Given their connection to the Union Hall and their memories, Gordie, Jac and Louise all agreed it would have been a shame if the Union Hall had been torn down like so many other Canmore buildings.

“For a while there people didn’t seem to think much of it. But for the past few years it’s been used and I’m glad they haven’t torn it down like everything else,” Louise said.

It survived through the efforts of local community groups and passionate community defenders who saw the value of the Union Hall even when it had been all but abandoned.

Pine Tree Players, which produced its first play on July 1, 1978 and held its first play in the Union Hall in 1979, had been looking for a venue. They formed a committee to save and renovate the hall, which raised $48,000 in three months in 1982 through a raffle for a housing lot in Canmore, followed by a $57,000 Canada Manpower grant. Alberta Premier Peter Lougheed re-opened the hall in July 1983, calling the Union Hall a community centre for all time.

Following that, the Union Hall served as a youth centre and a meeting hall for the Canmore Lion’s Club and then in the early 1990s as another youth centre known as The Hub.

Pine Tree Players came back into the Union Hall in 2002. Since then, Pine Tree Players and the Town of Canmore, which owns the hall, have upgraded or replaced the kitchen, bathrooms, windows and front stairs.

An exterior renovation is the next logical step, Union Hall Manager Bob Snape said, and it is one that has been on the books as a long-term goal for a few years now, stemming from the Lamphouse project when the Union Hall was proposed to be incorporated into an arts centre.

When Pine Tree Players took over management of the hall, the newly formed management committee chose to fulfill a commitment to restore the exterior.

Snape said an anonymous donor and the Town of Canmore have each contributed $100,000 towards the project, with another $28,000 raised so far.

“The town really needs the Union Hall and the fact is, restoring it will bring the hall completely back to the community and restore some of the history of the mine in the community,” Snape said. “The Union Hall is now seeing the respect and integrity it deserves and it’s the only building in downtown Canmore with any connection to the mining history. It’s becoming more important all the time. The phenomenal amount of activity that goes on there is a testament to that.”

Canmore still has some significant heritage buildings, such as the Canmore Hotel, Ralph Connor Memorial United Church and the North West Mounted Police Barracks.

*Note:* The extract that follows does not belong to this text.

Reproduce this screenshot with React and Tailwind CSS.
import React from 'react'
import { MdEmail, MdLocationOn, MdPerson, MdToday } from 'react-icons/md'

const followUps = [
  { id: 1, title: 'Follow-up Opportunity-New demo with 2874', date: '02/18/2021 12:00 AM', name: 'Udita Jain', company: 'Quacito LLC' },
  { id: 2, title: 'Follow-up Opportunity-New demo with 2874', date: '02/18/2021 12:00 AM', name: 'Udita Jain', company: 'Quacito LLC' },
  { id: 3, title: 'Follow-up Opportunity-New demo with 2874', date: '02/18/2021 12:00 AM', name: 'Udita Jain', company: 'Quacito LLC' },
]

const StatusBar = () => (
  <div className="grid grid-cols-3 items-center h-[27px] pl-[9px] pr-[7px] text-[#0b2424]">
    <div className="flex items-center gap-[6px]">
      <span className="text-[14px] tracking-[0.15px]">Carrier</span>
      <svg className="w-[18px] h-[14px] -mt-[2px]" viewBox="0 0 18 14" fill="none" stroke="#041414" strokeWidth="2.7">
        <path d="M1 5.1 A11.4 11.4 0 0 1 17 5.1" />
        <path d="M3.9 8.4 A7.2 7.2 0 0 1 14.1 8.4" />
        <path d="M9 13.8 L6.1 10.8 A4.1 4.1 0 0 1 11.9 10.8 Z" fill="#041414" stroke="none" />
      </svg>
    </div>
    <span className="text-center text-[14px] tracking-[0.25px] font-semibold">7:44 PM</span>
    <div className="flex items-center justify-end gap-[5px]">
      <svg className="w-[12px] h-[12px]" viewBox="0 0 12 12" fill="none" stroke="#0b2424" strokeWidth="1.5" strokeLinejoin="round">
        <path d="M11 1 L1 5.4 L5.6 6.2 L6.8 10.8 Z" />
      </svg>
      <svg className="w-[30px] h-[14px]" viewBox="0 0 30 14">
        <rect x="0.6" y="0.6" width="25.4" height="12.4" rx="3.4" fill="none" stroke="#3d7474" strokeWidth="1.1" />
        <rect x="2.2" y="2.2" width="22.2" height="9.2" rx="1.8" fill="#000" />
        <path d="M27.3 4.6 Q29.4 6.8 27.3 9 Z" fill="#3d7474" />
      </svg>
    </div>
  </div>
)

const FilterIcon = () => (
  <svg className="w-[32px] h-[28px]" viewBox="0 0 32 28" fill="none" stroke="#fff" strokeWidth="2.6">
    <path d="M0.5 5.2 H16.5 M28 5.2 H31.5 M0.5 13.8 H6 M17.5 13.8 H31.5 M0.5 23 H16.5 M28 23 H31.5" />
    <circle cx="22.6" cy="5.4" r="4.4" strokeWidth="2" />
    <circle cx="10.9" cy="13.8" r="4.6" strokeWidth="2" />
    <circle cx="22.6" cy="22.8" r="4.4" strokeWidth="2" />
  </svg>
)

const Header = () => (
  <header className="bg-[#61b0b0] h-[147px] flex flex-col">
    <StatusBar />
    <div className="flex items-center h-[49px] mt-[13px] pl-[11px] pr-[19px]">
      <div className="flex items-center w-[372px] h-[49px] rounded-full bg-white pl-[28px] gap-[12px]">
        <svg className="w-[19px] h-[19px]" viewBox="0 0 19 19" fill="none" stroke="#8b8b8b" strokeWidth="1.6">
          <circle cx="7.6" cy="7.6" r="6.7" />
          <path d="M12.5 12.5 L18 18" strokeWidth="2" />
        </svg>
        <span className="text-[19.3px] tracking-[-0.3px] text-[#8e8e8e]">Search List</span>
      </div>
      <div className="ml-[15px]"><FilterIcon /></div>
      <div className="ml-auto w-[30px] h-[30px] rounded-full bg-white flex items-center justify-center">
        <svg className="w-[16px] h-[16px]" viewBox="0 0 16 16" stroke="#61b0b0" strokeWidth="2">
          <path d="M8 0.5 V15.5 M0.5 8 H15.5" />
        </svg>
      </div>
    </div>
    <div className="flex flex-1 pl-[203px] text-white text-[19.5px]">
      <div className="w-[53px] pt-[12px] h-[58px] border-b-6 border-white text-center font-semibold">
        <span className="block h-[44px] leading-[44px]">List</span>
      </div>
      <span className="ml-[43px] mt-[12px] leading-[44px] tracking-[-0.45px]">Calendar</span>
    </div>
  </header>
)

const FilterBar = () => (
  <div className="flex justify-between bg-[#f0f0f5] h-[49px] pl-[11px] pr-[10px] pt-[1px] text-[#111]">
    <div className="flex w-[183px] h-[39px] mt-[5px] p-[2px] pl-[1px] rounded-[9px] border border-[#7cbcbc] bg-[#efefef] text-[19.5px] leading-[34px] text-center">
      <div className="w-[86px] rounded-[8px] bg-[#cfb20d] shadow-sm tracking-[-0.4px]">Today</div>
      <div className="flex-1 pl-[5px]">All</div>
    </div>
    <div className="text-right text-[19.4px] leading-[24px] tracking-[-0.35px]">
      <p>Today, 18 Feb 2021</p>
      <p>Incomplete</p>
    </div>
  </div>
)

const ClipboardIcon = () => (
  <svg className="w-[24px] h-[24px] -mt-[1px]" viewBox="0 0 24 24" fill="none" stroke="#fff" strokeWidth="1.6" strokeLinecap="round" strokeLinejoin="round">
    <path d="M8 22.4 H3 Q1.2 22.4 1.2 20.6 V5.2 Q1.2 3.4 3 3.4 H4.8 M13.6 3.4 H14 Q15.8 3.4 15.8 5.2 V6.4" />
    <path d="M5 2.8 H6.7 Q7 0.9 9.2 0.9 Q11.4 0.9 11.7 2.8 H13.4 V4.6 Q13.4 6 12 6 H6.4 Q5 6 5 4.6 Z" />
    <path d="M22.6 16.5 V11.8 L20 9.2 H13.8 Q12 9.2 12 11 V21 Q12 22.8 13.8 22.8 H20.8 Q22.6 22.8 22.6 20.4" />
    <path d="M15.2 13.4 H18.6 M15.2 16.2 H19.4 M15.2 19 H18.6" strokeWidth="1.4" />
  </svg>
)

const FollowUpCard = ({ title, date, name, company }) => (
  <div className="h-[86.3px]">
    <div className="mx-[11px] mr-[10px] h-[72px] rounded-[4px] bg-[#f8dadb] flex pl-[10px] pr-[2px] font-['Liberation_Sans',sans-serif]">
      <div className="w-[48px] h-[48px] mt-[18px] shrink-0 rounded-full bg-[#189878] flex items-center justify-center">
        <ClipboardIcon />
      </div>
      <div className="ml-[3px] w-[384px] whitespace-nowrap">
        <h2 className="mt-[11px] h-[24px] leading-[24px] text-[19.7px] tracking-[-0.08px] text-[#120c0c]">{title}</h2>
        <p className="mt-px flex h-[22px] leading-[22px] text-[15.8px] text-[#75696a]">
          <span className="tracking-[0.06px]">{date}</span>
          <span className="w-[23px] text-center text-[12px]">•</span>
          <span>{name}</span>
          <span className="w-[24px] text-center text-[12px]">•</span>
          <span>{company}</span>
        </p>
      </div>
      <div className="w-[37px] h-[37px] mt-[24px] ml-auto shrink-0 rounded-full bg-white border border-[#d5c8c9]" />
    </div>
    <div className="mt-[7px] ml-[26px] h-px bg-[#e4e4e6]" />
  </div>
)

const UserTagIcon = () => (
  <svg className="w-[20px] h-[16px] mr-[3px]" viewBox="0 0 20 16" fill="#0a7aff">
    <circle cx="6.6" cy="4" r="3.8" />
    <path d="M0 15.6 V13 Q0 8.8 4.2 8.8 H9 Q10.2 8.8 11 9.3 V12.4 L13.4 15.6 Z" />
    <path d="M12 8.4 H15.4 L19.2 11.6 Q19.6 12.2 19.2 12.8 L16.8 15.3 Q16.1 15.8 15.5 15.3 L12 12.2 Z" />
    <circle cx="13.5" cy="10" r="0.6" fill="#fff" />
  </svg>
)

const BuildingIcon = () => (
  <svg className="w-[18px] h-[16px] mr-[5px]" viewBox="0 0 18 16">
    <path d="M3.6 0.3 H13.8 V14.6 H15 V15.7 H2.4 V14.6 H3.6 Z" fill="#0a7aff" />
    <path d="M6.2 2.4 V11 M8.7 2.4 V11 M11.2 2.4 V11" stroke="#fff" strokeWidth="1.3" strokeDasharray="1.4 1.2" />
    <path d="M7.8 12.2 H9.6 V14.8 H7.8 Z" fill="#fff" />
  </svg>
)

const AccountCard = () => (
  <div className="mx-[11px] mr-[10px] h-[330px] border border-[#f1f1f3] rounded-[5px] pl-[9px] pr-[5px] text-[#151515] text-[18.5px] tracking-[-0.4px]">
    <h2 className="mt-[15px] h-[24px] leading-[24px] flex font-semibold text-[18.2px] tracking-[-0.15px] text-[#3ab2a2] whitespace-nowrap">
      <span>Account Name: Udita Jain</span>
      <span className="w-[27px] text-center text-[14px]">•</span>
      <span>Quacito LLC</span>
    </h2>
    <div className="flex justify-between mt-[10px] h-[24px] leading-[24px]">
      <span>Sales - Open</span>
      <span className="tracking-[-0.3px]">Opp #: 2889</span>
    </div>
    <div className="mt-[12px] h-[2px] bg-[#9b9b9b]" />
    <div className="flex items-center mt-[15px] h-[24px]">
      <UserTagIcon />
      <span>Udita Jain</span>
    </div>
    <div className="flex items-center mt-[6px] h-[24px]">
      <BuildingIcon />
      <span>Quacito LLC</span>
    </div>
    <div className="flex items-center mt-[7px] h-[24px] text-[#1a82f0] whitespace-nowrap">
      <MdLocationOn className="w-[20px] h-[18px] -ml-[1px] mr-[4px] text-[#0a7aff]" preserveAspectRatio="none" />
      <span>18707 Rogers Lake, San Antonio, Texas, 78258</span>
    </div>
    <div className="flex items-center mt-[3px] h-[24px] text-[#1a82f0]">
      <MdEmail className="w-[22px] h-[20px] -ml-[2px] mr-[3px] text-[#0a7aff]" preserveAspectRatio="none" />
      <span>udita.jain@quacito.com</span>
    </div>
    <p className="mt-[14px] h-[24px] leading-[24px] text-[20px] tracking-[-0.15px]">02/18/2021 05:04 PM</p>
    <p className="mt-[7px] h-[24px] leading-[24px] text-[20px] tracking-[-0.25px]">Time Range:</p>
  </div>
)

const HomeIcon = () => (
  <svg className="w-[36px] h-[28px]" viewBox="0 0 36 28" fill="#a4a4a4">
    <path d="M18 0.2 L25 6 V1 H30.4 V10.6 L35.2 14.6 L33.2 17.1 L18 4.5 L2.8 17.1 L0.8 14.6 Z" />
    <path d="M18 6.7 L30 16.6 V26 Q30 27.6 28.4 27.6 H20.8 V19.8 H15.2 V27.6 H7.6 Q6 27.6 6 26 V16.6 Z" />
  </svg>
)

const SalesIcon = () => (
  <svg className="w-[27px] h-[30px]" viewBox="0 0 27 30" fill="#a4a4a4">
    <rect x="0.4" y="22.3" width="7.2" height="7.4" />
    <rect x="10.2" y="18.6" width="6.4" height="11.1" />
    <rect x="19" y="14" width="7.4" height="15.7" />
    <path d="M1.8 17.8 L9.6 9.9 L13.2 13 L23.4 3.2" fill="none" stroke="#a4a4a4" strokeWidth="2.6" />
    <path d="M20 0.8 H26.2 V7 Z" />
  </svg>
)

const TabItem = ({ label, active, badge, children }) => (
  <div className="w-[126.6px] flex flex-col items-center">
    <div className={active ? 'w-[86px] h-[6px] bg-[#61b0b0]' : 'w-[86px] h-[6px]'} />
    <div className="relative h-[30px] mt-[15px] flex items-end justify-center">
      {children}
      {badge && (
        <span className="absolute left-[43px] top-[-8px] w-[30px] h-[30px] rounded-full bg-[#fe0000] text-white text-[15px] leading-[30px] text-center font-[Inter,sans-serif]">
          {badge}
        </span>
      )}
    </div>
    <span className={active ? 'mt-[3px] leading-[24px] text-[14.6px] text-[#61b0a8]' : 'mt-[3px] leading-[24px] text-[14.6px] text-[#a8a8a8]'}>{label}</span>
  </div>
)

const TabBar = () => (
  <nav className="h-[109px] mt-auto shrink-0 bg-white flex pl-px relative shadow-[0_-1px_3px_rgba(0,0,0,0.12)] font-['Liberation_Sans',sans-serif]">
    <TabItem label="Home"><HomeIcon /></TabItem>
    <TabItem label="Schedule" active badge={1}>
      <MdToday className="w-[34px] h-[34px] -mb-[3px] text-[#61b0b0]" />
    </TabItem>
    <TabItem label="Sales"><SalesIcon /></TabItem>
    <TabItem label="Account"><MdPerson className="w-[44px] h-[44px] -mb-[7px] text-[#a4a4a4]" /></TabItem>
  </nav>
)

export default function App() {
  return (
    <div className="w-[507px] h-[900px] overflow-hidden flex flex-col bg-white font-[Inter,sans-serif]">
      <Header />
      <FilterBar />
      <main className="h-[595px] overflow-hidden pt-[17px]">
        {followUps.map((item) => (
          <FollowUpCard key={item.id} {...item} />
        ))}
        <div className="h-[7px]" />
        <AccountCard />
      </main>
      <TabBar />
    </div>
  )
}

The Union Hall, however, is the last remaining building in Canmore directly tied to the coalmines and miners. As the last visible reminder of the town’s mining history, the Union Hall is perhaps the most important of Canmore’s heritage buildings.

“We don’t really have anything left to brand the town as a mining town,” said Snape. “This is the only thing left. You come downtown and what are you going to look at? This is all that is left. You talk of branding: there’s nothing left to ‘brand.’

“The memories are still alive, but there’s nothing left to relate them to. And how do I tell stories… because new people in town won’t understand what that means?”

Which is why the Union Hall and the restoration project is so important, Gordie said.

To that Jac added, “I hope it stays forever, and having it restored back to its original condition would be really, really something. Absolutely. When you talk to people they’re often surprised. ‘This was a coal-mining town?’ Yeah, it was a coal-mining town and an important coal-mining town.”